During the mad dash for fabrics, Nephy gives Akiyama a piece of cursed cloth, turning her into a horrible person who yells at her adorable fiancee, throws his bouquet on the ground (so THAT’S where Tuxedo Mask gets his roses!), and dresses like she should be in a Richard Simmons fitness video.
Oh yeah, and there’s this whole “Usagi and Rei are frenemies” subplot where they try to make a winning wedding dress despite the fact that neither actually knows how to sew. It’s not that funny, and they both end up looking kind of petty and mean by the end of it.
Predictably, the girls fail to make their own dresses, but there’s enough weirdness going on with Akiyama that the Moonies go to the contest anyway. Akiyama shows up dressed as a Disney Villain and knocks out everyone except the Moonies, who make quick work of the gross arachnidemon that jumps out of the cursed dress. We didn’t even need The Tux’s help this time! (Although he would have been perfectly dressed for it, all things considered.)
The good news is that Akiyama was still able to make her own dress and marry her husband, and the two seem very happy together. The girls all agree it’s what’s on the inside that counts, except Usa, who’s still gonna marry a gorgeous asshole, so there. Then there’s some Standard Bouquet Throwing Shenanigans and Ami winds up with it. I suspect she will put them to good use in a botany project. Yay science!
This, That, and the Other
- Ami and Luna are so cute together. I want them to get matching half-heart necklaces that say “Best Friends Forever” on them.
- Mercury and Mars invaded Moon’s opening monologue both episodes this week. Seriously, Usa, you’d better step up your game or they might take your Lovely Items away, too.
- The random Sailor Mars panty shots will never not be weird.
- Usagi had been hemorrhaging Likability Points (LP) these past couple episodes, but she redeemed herself somewhat when she imagined her perfect wedding, complete with TWO bridegrooms.

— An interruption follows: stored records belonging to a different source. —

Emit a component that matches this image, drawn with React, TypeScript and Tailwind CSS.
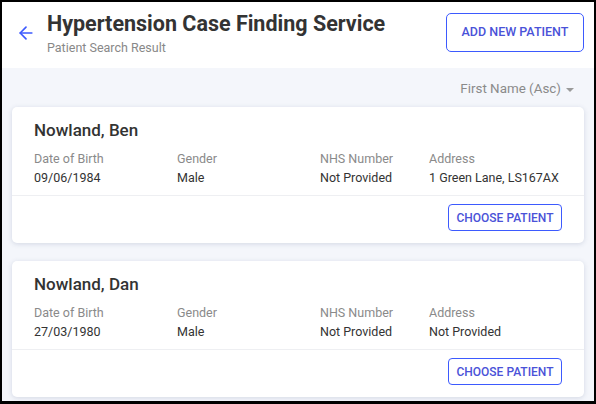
import { ArrowLeft } from 'lucide-react';

type Patient = {
  name: string;
  dob: string;
  gender: string;
  nhs: string;
  address: string;
};

const patients: Patient[] = [
  { name: 'Nowland, Ben', dob: '09/06/1984', gender: 'Male', nhs: 'Not Provided', address: '1 Green Lane, LS167AX' },
  { name: 'Nowland, Dan', dob: '27/03/1980', gender: 'Male', nhs: 'Not Provided', address: 'Not Provided' },
];

function Field({ label, value, width }: { label: string; value: string; width: string }) {
  return (
    <div className={`${width} shrink-0`}>
      <div className="text-[12.5px] leading-[16px] text-[#8a8a8a]">{label}</div>
      <div className="text-[12.5px] leading-[18px] mt-[2px] text-[#333]">{value}</div>
    </div>
  );
}

function PatientCard({ p }: { p: Patient }) {
  return (
    <div className="bg-white rounded-[5px] shadow-[0_1px_5px_rgba(60,80,120,0.18)]">
      <div className="pl-[22px] pr-[22px] pt-[12px] pb-[8px]">
        <div className="text-[17px] leading-[22px] font-medium text-[#333]">{p.name}</div>
        <div className="flex mt-[10px]">
          <Field label="Date of Birth" value={p.dob} width="w-[143px]" />
          <Field label="Gender" value={p.gender} width="w-[143px]" />
          <Field label="NHS Number" value={p.nhs} width="w-[109px]" />
          <Field label="Address" value={p.address} width="w-[150px]" />
        </div>
      </div>
      <div className="border-t border-[#eeeff2] flex justify-end pr-[22px] pt-[8px] pb-[12px]">
        <button className="h-[27px] w-[114px] rounded-[4px] border border-[#3d5afe] text-[12px] font-medium text-[#4a52d8]">
          CHOOSE PATIENT
        </button>
      </div>
    </div>
  );
}

export default function App() {
  return (
    <div
      className="w-[596px] h-[404px] overflow-hidden border-l-2 border-r-2 border-t-2 border-b-[3px] border-black bg-[#f4f6fb] flex flex-col"
      style={{ fontFamily: 'Roboto, "Liberation Sans", sans-serif' }}
    >
      {/* Header */}
      <div className="bg-white h-[66px] shrink-0 flex items-start pl-[14px] pr-[10px]">
        <ArrowLeft size={20} strokeWidth={2} className="text-[#3d5afe] mt-[21px] shrink-0" />
        <div className="ml-[11px] mt-[8px] flex-1">
          <div className="text-[21.5px] leading-[28px] font-bold text-[#333]">Hypertension Case Finding Service</div>
          <div className="text-[12.5px] leading-[14px] mt-[3px] text-[#888]">Patient Search Result</div>
        </div>
        <button className="mt-[11px] h-[39px] w-[138px] rounded-[5px] border border-[#3d5afe] text-[12.5px] font-medium text-[#4a52d8] shrink-0">
          ADD NEW PATIENT
        </button>
      </div>

      {/* Sort */}
      <div className="flex justify-end items-center pr-[20px] pt-[4px] h-[39px] shrink-0">
        <span className="text-[13.4px] text-[#8a8a8a]">First Name (Asc)</span>
        <svg width="8" height="4" viewBox="0 0 8 4" className="ml-[5px]">
          <path d="M0 0 L8 0 L4 4 Z" fill="#9a9a9a" />
        </svg>
      </div>

      {/* Results */}
      <div className="flex flex-col gap-[18px] px-[10px]">
        {patients.map((p) => (
          <PatientCard key={p.name} p={p} />
        ))}
      </div>
    </div>
  );
}
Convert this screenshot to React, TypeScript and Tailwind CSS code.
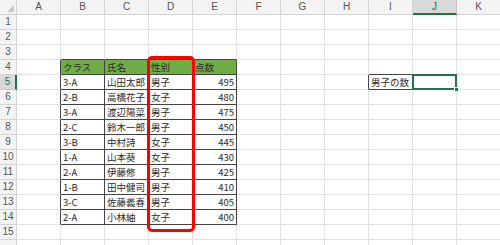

It’s such a wonderful, goofy moment, because it really drives home that, for our sailors, marriage is still a very abstract concept, a short-term idea instead of a long-term reality. Plus Usagi the Swinger always makes me giggle. You be the tasty center of that manwich, Usa.
- Tomomochi Nishimura does such a good job with Rei’s grandpa. He could have easily looked like a major creep when he offered to marry Ami this week, but he plays it so jovially that it comes across as funny–even charming–instead of lecherous.
- Hark! A plot point! When nature got nasty at the park (or perhaps when Sailor Moon transformed?), Mamoru came down with a serious case of Totally Not The Same Migraine Tuxedo Mask Had Last Week. I really hope he doesn’t have a brain tumor. He’d have to change his name to Hospital Gown Mask and it would put a serious damper on the rest of the series.